Because $x^{1/3}$is complex for $x<0$ and cosine of a complex number behaves very differently from cosine of a real number. In particular, it grows without bound if the argument has a large imaginary part.

Isn't the domain of $x^{1/3}$, include all ℝ, you can take the cube root of a negative can't you.

eg. $\sqrt[3]{-125}$=-5

 

[Mentallic]

Because $x^{1/3}$is complex for $x<0$

No it's not :tongue: The cube root of a negative number is still negative.
But I think I see now what it's doing. For the cube root of the negative values, since the cube root can take complex values as well, Wolfram Alpha has probably been programmed to take the complex value with the smallest argument, and since this occurs at $re^{i\pi / 3}$, it'll use that as opposed to our expected $re^{i\pi}$.

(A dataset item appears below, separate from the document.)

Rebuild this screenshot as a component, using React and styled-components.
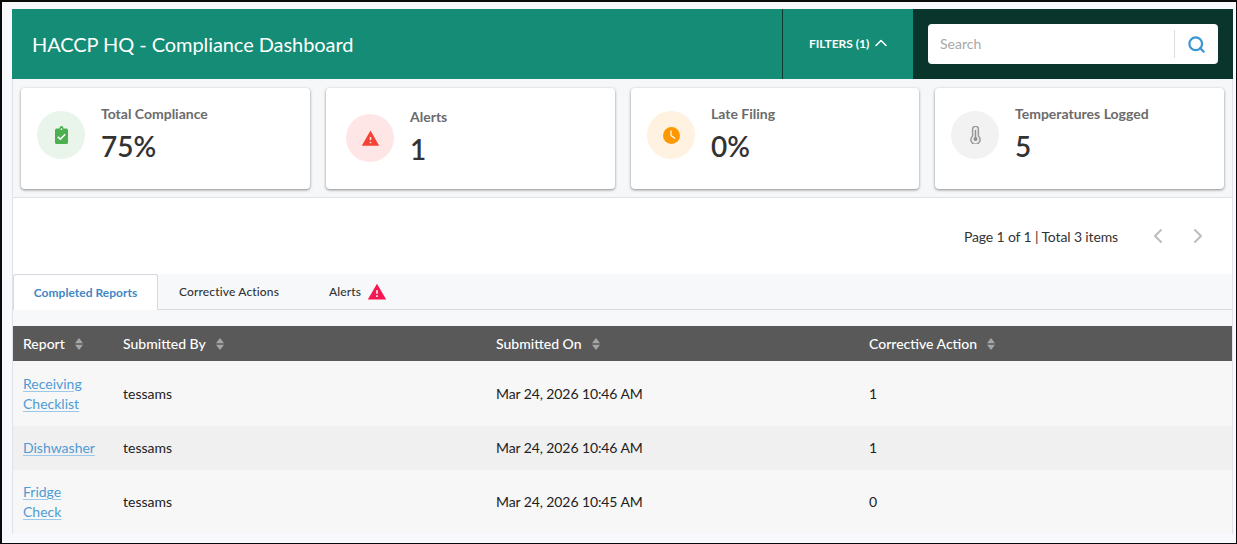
import React from "react";
import styled, { createGlobalStyle } from "styled-components";
import { MdWarning } from "react-icons/md";
import { Search } from "lucide-react";
import { FiChevronUp, FiChevronLeft, FiChevronRight } from "react-icons/fi";

const GlobalStyle = createGlobalStyle`
  html, body {
    margin: 0;
    padding: 0;
    height: 100%;
    overflow: hidden;
  }
  body {
    background: #f7f9fc;
    font-family: Lato, "Open Sans", sans-serif;
  }
  * {
    box-sizing: border-box;
  }
`;

const Frame = styled.div`
  width: 1237px;
  height: 544px;
  border: solid #0a0a0a;
  border-width: 2px 1px 1px 2px;
  padding: 7px 3px 0 10px;
  overflow: hidden;
`;

const Header = styled.header`
  display: flex;
  height: 70px;
  background: #158c75;
`;

const Title = styled.h1`
  flex: 1;
  margin: 0;
  padding-left: 20px;
  font-size: 20px;
  font-weight: 400;
  line-height: 70px;
  letter-spacing: -0.07px;
  color: #fff;
`;

const FiltersButton = styled.button`
  display: flex;
  align-items: center;
  gap: 2px;
  width: 131px;
  padding: 0 0 2px 26px;
  border: 0;
  border-left: 1px solid #0e3a30;
  background: transparent;
  color: #fff;
  font: 700 12px Lato, sans-serif;
  white-space: nowrap;
`;

const SearchPanel = styled.div`
  display: flex;
  align-items: center;
  justify-content: center;
  width: 320px;
  background: #0a352c;
`;

const SearchBox = styled.div`
  display: flex;
  align-items: center;
  width: 290px;
  height: 40px;
  padding: 0 0 0 12px;
  border-radius: 4px;
  background: #fff;
`;

const SearchInput = styled.input`
  flex: 1;
  min-width: 0;
  border: 0;
  outline: 0;
  padding: 0 0 2px;
  font: 400 14px Lato, sans-serif;
  color: #333;
  &::placeholder {
    color: #a8a8a8;
  }
`;

const SearchIconWrap = styled.span`
  display: flex;
  align-items: center;
  justify-content: center;
  width: 44px;
  height: 28px;
  border-left: 1px solid #dcdfe2;
  color: #3c96d3;
`;

const Body = styled.main`
  border-left: 1px solid #dfe2e6;
  border-right: 1px solid #dfe2e6;
`;

const Stats = styled.section`
  display: grid;
  grid-template-columns: 289px 289px 288px 289px;
  gap: 16px;
  height: 119px;
  padding: 9px 8px 8px;
  background: #f6f7f9;
  border-bottom: 1px solid #dfe2e6;
`;

const Card = styled.article`
  display: flex;
  align-items: center;
  height: 101px;
  padding: ${(props) => props.$pad};
  background: #fff;
  border-radius: 4px;
  box-shadow: 0 1px 3px rgba(0, 0, 0, 0.45);
`;

const IconCircle = styled.span`
  display: flex;
  flex: none;
  align-items: center;
  justify-content: center;
  width: 48px;
  height: 48px;
  margin-right: 16px;
  border-radius: 50%;
  background: ${(props) => props.$bg};
  color: ${(props) => props.$color};
`;

const StatText = styled.div`
  display: flex;
  flex-direction: column;
  padding-bottom: 2px;
`;

const StatLabel = styled.span`
  font-size: 14px;
  font-weight: 700;
  line-height: 18px;
  color: #6b6b6b;
`;

const StatValue = styled.span`
  margin-top: 5px;
  font-size: 28px;
  font-weight: 600;
  line-height: 36px;
  color: #333;
`;

const Pager = styled.div`
  display: flex;
  align-items: center;
  justify-content: flex-end;
  height: 76px;
  padding: 0 22px 0 0;
  background: #fff;
  font-size: 14px;
  letter-spacing: -0.13px;
  color: #333;
`;

const PagerArrows = styled.span`
  display: flex;
  gap: 16px;
  margin-left: 28px;
  color: #bdbdbd;
`;

const Tabs = styled.nav`
  display: flex;
  height: 36px;
  background: #f6f8fa;
  border-bottom: 1px solid #d5dae0;
`;

const Tab = styled.div`
  display: flex;
  align-items: center;
  justify-content: center;
  gap: 6px;
  height: ${(props) => (props.$active ? "36px" : "35px")};
  width: ${(props) => props.$width}px;
  font-size: 12px;
  font-weight: ${(props) => (props.$active ? 700 : 500)};
  letter-spacing: ${(props) => (props.$active ? "0.03px" : "0.15px")};
  color: ${(props) => (props.$active ? "#3f87c5" : "#333")};
  background: ${(props) => (props.$active ? "#fff" : "transparent")};
  border: ${(props) => (props.$active ? "1px solid #d5dae0" : "0")};
  border-bottom: 0;
  border-radius: 3px 3px 0 0;
`;

const Reports = styled.div`
  padding-top: 16px;
  background: #f6f8fa;
`;

const Table = styled.table`
  width: 100%;
  table-layout: fixed;
  border-collapse: collapse;
  font-size: 14px;
  color: #222;
`;

const HeadCell = styled.th`
  width: ${(props) => props.$width};
  height: 35px;
  padding: 0 10px;
  background: #595959;
  color: #fff;
  font-size: 14px;
  font-weight: 500;
  text-align: left;
`;

const SortWrap = styled.svg`
  margin-left: 10px;
  vertical-align: -1px;
`;

const Row = styled.tr`
  height: ${(props) => props.$height}px;
  background: ${(props) => (props.$shade ? "#f0f0f0" : "#f7f7f7")};
`;

const Cell = styled.td`
  padding: 0 10px;
  line-height: 20px;
  font-size: 14px;
`;

const DateCell = styled(Cell)`
  letter-spacing: -0.1px;
`;

const ReportLink = styled.a`
  color: #4f9bd4;
  text-decoration: underline;
  text-decoration-color: #9cc8ea;
  text-underline-offset: 2px;
`;

const SortIcon = () => (
  <SortWrap width="8" height="12" viewBox="0 0 8 12" fill="#a6a6a6">
    <path d="M4 0 L8 5.2 H0 Z M0 6.8 H8 L4 12 Z" />
  </SortWrap>
);

const ClipboardIcon = () => (
  <svg width="13" height="18" viewBox="0 0 13 18">
    <path
      d="M4.6 2.4V2a1.9 1.9 0 0 1 3.8 0v.4h3A1.6 1.6 0 0 1 13 4v12.4a1.6 1.6 0 0 1-1.6 1.6H1.6A1.6 1.6 0 0 1 0 16.4V4a1.6 1.6 0 0 1 1.6-1.6Z"
      fill="#4caf50"
    />
    <circle cx="6.5" cy="3.2" r="0.9" fill="#e9f4ea" />
    <path d="M2.8 10.8 5.3 13.2 10.2 8.2" fill="none" stroke="#fff" strokeWidth="1.6" />
  </svg>
);

const ClockIcon = () => (
  <svg width="17" height="17" viewBox="0 0 17 17">
    <circle cx="8.5" cy="8.5" r="8.5" fill="#ff9800" />
    <path d="M8 3.5V8.6L12.2 11.4" fill="none" stroke="#fff" strokeWidth="1.2" />
  </svg>
);

const ThermometerIcon = () => (
  <svg width="11" height="18" viewBox="0 0 11 18" fill="none">
    <path
      d="M2.6 10V3.2a2.9 2.9 0 0 1 5.8 0V10a4.6 4.6 0 1 1-5.8 0Z"
      stroke="#9a9a9a"
      strokeWidth="1.5"
      fill="#ededed"
    />
    <circle cx="5.5" cy="13" r="2" fill="#8f8f8f" />
    <rect x="4.8" y="4" width="1.4" height="8" fill="#8f8f8f" />
  </svg>
);

const stats = [
  {
    label: "Total Compliance",
    value: "75%",
    pad: "0 16px 7px",
    bg: "#e9f4ea",
    color: "#4caf50",
    icon: <ClipboardIcon />,
  },
  {
    label: "Alerts",
    value: "1",
    pad: "0 20px 1px",
    bg: "#fee6e6",
    color: "#f44336",
    icon: <MdWarning size={19} />,
  },
  {
    label: "Late Filing",
    value: "0%",
    pad: "0 16px 7px",
    bg: "#fff2e0",
    color: "#ff9800",
    icon: <ClockIcon />,
  },
  {
    label: "Temperatures Logged",
    value: "5",
    pad: "0 16px 7px",
    bg: "#f2f2f2",
    color: "#8f8f8f",
    icon: <ThermometerIcon />,
  },
];

const rows = [
  { report: ["Receiving", "Checklist"], date: "Mar 24, 2026 10:46 AM", actions: 1, height: 65 },
  { report: ["Dishwasher"], date: "Mar 24, 2026 10:46 AM", actions: 1, height: 44, shade: true },
  { report: ["Fridge", "Check"], date: "Mar 24, 2026 10:45 AM", actions: 0, height: 64 },
];

const App = () => (
  <Frame>
    <GlobalStyle />
    <Header>
      <Title>HACCP HQ - Compliance Dashboard</Title>
      <FiltersButton>
        FILTERS (1) <FiChevronUp size={20} strokeWidth={1.8} />
      </FiltersButton>
      <SearchPanel>
        <SearchBox>
          <SearchInput placeholder="Search" />
          <SearchIconWrap>
            <Search size={19} strokeWidth={2.8} />
          </SearchIconWrap>
        </SearchBox>
      </SearchPanel>
    </Header>
    <Body>
      <Stats>
        {stats.map((s) => (
          <Card key={s.label} $pad={s.pad}>
            <IconCircle $bg={s.bg} $color={s.color}>
              {s.icon}
            </IconCircle>
            <StatText>
              <StatLabel>{s.label}</StatLabel>
              <StatValue>{s.value}</StatValue>
            </StatText>
          </Card>
        ))}
      </Stats>
      <Pager>
        Page 1 of 1 | Total 3 items
        <PagerArrows>
          <FiChevronLeft size={24} />
          <FiChevronRight size={24} />
        </PagerArrows>
      </Pager>
      <Tabs>
        <Tab $active $width={145}>Completed Reports</Tab>
        <Tab $width={142}>Corrective Actions</Tab>
        <Tab $width={116}>
          Alerts <MdWarning size={20} color="#f5174f" />
        </Tab>
      </Tabs>
      <Reports>
        <Table>
          <thead>
            <tr>
              <HeadCell $width="100px">Report<SortIcon /></HeadCell>
              <HeadCell $width="373px">Submitted By<SortIcon /></HeadCell>
              <HeadCell $width="373px">Submitted On<SortIcon /></HeadCell>
              <HeadCell>Corrective Action<SortIcon /></HeadCell>
            </tr>
          </thead>
          <tbody>
            {rows.map((r) => (
              <Row key={r.report[0]} $height={r.height} $shade={r.shade}>
                <Cell>
                  <ReportLink href="#">{r.report.join(" ")}</ReportLink>
                </Cell>
                <Cell>tessams</Cell>
                <DateCell>{r.date}</DateCell>
                <Cell>{r.actions}</Cell>
              </Row>
            ))}
          </tbody>
        </Table>
      </Reports>
    </Body>
  </Frame>
);

export default App;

I don't know about you, but I would call that a bug

 

[uart]

No it's not :tongue: The cube root of a negative number is still negative.
But I think I see now what it's doing. For the cube root of the negative values, since the cube root can take complex values as well, Wolfram Alpha has probably been programmed to take the complex value with the smallest argument, and since this occurs at $re^{i\pi / 3}$, it'll use that as opposed to our expected $re^{i\pi}$.

I don't know about you, but I would call that a bug

It's an interesting problem. So simple if you use the real cube root, but such an interesting twist if you use the principle value of the complex exponentiation.

A lot of software uses this convention for (1/3)rd power of negative reals. Matlab and Octave both return $1 + i \sqrt{3}$ for (-8)^(1/3).

Pylab gives an error message ('negative can't be raised to a fractional power') if you try (-8.0)**(1/3.0) but returns $1 + \sqrt{3}j$ for (-8.0 + 0.0j)^(1/3.0). In the misc special functions it does include one for real cube root, scipy.special.cbrt(-8.0) returns -2.0.

 

[quadreg]

Out of curiosity is it possible for there to be more than one limit, given there's more than one root, whether the limit exists or not.

 

[Bacle2]

is it sometimes referred to as the squeeze theorem

Only when the endpoints are both zero, otherwise you cannot squeeze precisely-enough between, say -2 and 2.